Our nervous system reflects how our spirit feels inside our body. If we are cramped down, we have too much in our psyche, including other peoples’ thoughts and sounds, and we need to go back in, flush it out, and bring spirit back into our body, explains Holtz. Then the mind can be clear. When the spirit re-anchors in the body, it may begin to subtly twitch or shake. This is the nervous system releasing excess psychic debris and reconnecting to our authentic self.


With one deep breath, we can bring ourselves into the present moment, center our mind and connect with our spirit—and it is here where intuition lies. Whether it’s celebrating a joy, releasing a sorrow or trying to solve a problem, Holtz recommends what he calls breathing intuit.
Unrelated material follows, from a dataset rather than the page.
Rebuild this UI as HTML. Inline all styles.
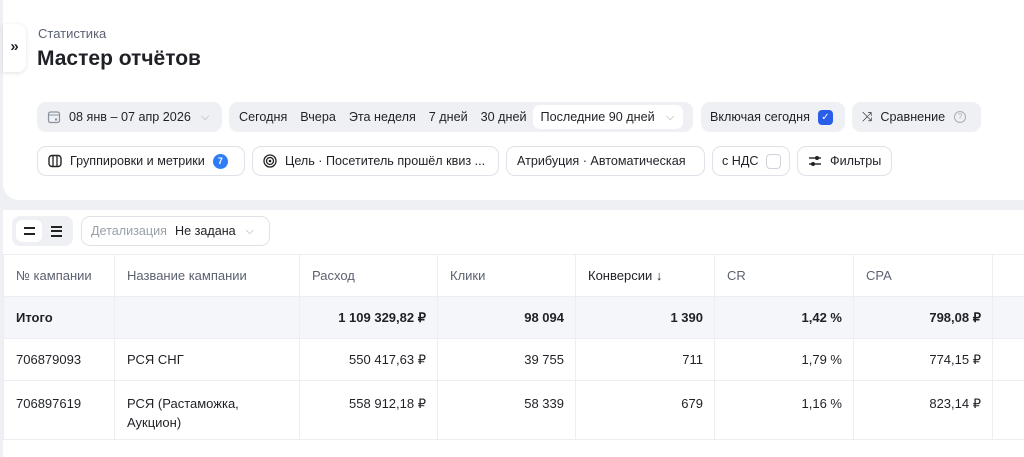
<!DOCTYPE html>
<html><head><meta charset="utf-8"><style>
*{box-sizing:border-box;margin:0;padding:0}
body{width:1024px;height:457px;overflow:hidden;background:#eef0f4;font-family:"Liberation Sans",sans-serif;color:#1f2126;position:relative;font-size:13px}
.top{position:absolute;left:3px;top:0;width:1021px;height:200px;background:#fff;border-radius:0 0 0 16px}
.tog{position:absolute;left:3px;top:24px;width:23px;height:48px;background:#fff;border-radius:0 8px 8px 0;box-shadow:0 1px 4px rgba(0,0,0,.12);font-size:15px;text-align:center;line-height:46px;font-weight:bold}
.a{position:absolute;white-space:nowrap}
.chip{position:absolute;height:30px;border-radius:9px;display:flex;align-items:center;white-space:nowrap;font-size:12.6px}
.g{background:#eef0f4}
.o{border:1px solid #dfe2e8;background:#fff}
.tab{position:absolute;left:3px;top:210px;width:1021px;height:247px;background:#fff}
table{position:absolute;left:3px;top:254px;border-collapse:collapse;font-size:13px;table-layout:fixed;width:1040px}
td{border:1px solid #eceef2;padding:0 12px;height:42px;overflow:hidden;white-space:nowrap}
tr.h td{color:#5b6270}
tr.t td{background:#f4f6f9;font-weight:bold}
.r{text-align:right;padding-right:11px}
.v td{vertical-align:top;padding-top:13px;line-height:19px;height:59px}
</style></head><body>
<div class="top"></div>
<div class="tog">»</div>
<div class="a" style="left:38px;top:26px;font-size:13px;color:#5b6270">Статистика</div>
<div class="a" style="left:37px;top:47px;font-size:21px;font-weight:bold">Мастер отчётов</div>

<div class="chip g" style="left:37px;top:102px;width:185px;padding-left:10px">
<svg width="14" height="14" viewBox="0 0 14 14" style="margin-right:8px"><rect x="1.5" y="2" width="11" height="10.5" rx="2" fill="none" stroke="#8a909c" stroke-width="1.2"/><line x1="1.5" y1="5" x2="12.5" y2="5" stroke="#8a909c"/><rect x="8" y="8.5" width="2" height="2" fill="#8a909c"/></svg>08 янв – 07 апр 2026<span style="color:#9aa0ab;margin-left:10px;font-size:11px">⌵</span></div>
<div class="chip g" style="left:229px;top:102px;width:464px;padding-left:10px">Сегодня<span style="margin-left:13px">Вчера</span><span style="margin-left:13px">Эта неделя</span><span style="margin-left:13px">7 дней</span><span style="margin-left:13px">30 дней</span>
<span style="margin-left:6px;background:#fff;border-radius:7px;height:24px;padding:0 8px;display:flex;align-items:center;width:150px">Последние 90 дней<span style="color:#9aa0ab;margin-left:auto;font-size:11px">⌵</span></span></div>
<div class="chip g" style="left:701px;top:102px;width:144px;padding-left:9px">Включая сегодня<span style="margin-left:8px;width:15px;height:15px;background:#2a5ee8;border-radius:4px;color:#fff;font-size:10px;text-align:center;line-height:15px">✓</span></div>
<div class="chip g" style="left:852px;top:102px;width:129px;padding-left:10px"><span style="font-size:13px;margin-right:8px">⤨</span>Сравнение<span style="margin-left:9px;width:12px;height:12px;border:1px solid #a8aeb8;border-radius:50%;color:#a8aeb8;font-size:8px;text-align:center;line-height:10px">?</span></div>

<div class="chip o" style="left:37px;top:146px;width:208px;padding-left:10px">
<svg width="14" height="14" viewBox="0 0 14 14" style="margin-right:8px"><rect x="1" y="1.5" width="12" height="11" rx="3" fill="none" stroke="#222" stroke-width="1.4"/><line x1="5" y1="2" x2="5" y2="12" stroke="#222" stroke-width="1.3"/><line x1="9" y1="2" x2="9" y2="12" stroke="#222" stroke-width="1.3"/></svg>Группировки и метрики<span style="margin-left:8px;width:15px;height:15px;border-radius:50%;background:#2e7cf6;color:#fff;font-size:9px;font-weight:bold;text-align:center;line-height:15px">7</span></div>
<div class="chip o" style="left:252px;top:146px;width:247px;padding-left:10px">
<svg width="14" height="14" viewBox="0 0 14 14" style="margin-right:8px"><circle cx="7" cy="7" r="6" fill="none" stroke="#222" stroke-width="1.3"/><circle cx="7" cy="7" r="3.5" fill="none" stroke="#222" stroke-width="1.3"/><circle cx="7" cy="7" r="1.3" fill="#222"/></svg>Цель · Посетитель прошёл квиз ...</div>
<div class="chip o" style="left:506px;top:146px;width:199px;padding-left:10px">Атрибуция · Автоматическая</div>
<div class="chip o" style="left:712px;top:146px;width:78px;padding-left:9px">с НДС<span style="margin-left:7px;width:15px;height:15px;border:1px solid #cfd3da;border-radius:4px"></span></div>
<div class="chip o" style="left:797px;top:146px;width:95px;padding-left:10px"><svg width="14" height="12" viewBox="0 0 14 12" style="margin-right:8px"><line x1="1" y1="3" x2="13" y2="3" stroke="#222" stroke-width="1.4"/><line x1="1" y1="9" x2="13" y2="9" stroke="#222" stroke-width="1.4"/><circle cx="9" cy="3" r="2" fill="#222"/><circle cx="5" cy="9" r="2" fill="#222"/></svg>Фильтры</div>

<div class="tab"></div>
<div class="chip g" style="left:12px;top:216px;width:61px;height:30px;border-radius:8px">
<span style="margin-left:4px;width:26px;height:22px;background:#fff;border-radius:6px;display:flex;flex-direction:column;justify-content:center;align-items:center;gap:4px"><i style="width:11px;height:2px;background:#222"></i><i style="width:11px;height:2px;background:#222"></i></span>
<span style="margin-left:9px;display:flex;flex-direction:column;gap:2.5px"><i style="width:11px;height:2px;background:#222"></i><i style="width:11px;height:2px;background:#222"></i><i style="width:11px;height:2px;background:#222"></i></span></div>
<div class="chip o" style="left:81px;top:216px;width:189px;padding-left:9px"><span style="color:#9aa0ab">Детализация</span><span style="margin-left:8px">Не задана</span><span style="color:#9aa0ab;margin-left:10px;font-size:11px">⌵</span></div>

<table>
<colgroup><col style="width:111px"><col style="width:185px"><col style="width:138px"><col style="width:138px"><col style="width:139px"><col style="width:139px"><col style="width:139px"><col style="width:51px"></colgroup>
<tr class="h"><td>№ кампании</td><td>Название кампании</td><td>Расход</td><td>Клики</td><td style="color:#1f2126">Конверсии ↓</td><td>CR</td><td>CPA</td><td></td></tr>
<tr class="t"><td>Итого</td><td></td><td class="r">1 109 329,82 ₽</td><td class="r">98 094</td><td class="r">1 390</td><td class="r">1,42 %</td><td class="r">798,08 ₽</td><td></td></tr>
<tr><td>706879093</td><td>РСЯ СНГ</td><td class="r">550 417,63 ₽</td><td class="r">39 755</td><td class="r">711</td><td class="r">1,79 %</td><td class="r">774,15 ₽</td><td></td></tr>
<tr class="v"><td>706897619</td><td style="white-space:normal">РСЯ (Растаможка,<br>Аукцион)</td><td class="r">558 912,18 ₽</td><td class="r">58 339</td><td class="r">679</td><td class="r">1,16 %</td><td class="r">823,14 ₽</td><td></td></tr>
</table>
</body></html>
When we are in a fear state, or stuck in our subconscious mind or intellect, instead of trying to run from it, I say breathe into it or intuit. The breath activates our witness, and we can detach ourselves from the thoughts, Holtz says. Breath into it—even the joys in life—and it will anchor your spirit into the present moment, and you can operate from intuition. It makes us aware of what we are experiencing, and we can consciously choose what we will create next. This practice alone can shift the planet, and can be applied to anything and everything.


When learning to breathe from the diaphragm, mastering the three-part breath (also known as the Complete Breath or Dirga Pranayama) is key. This breath is often taught as part of any yoga practice, and forms the basis for many other types of breathing techniques.

The three-part breath calms the body and the mind down, says Holtz. It starts with inhaling into the diaphragm and expanding the belly like a balloon, which brings us into our personal power, he explains. Next bring the air up to expand the rib cage, and then finally into the upper chest, which is the heart space.

When breathing from the diaphragm and then moving into and expanding the chest, we are opening up our heart space and expanding our lungs, which carry sadness, grief and sorrow. That shuts down our life force, says Holtz. The more we expand our chest and lungs, the more life force we become.

Once the three-part breath is mastered, other techniques can be practiced, including the Ujjayi Breath (see sidebar on page 18), which heats the body, calms the mind and promotes relaxation, while also cleansing the nervous system. Another technique is called the Breath of Fire, which uses contractions of the abdomen to energize the body.

There are so many types of breathing exercises, and people need to find the technique they are personally drawn to, Holtz recommends. When someone says to me, I have no energy, I recommend the Breath of Fire. If someone finds they are too much in their head space, I recommend the Ujjayi Breath to help ground them and bring spirit back into the body. We can really use these techniques in different aspects of our life.

Although it may be an automatic function, breathing is a tool much more powerful than that. Each breath technique is unique and brings with it a totally different experience, he says. Experiment with each technique to see, which ones work best for you.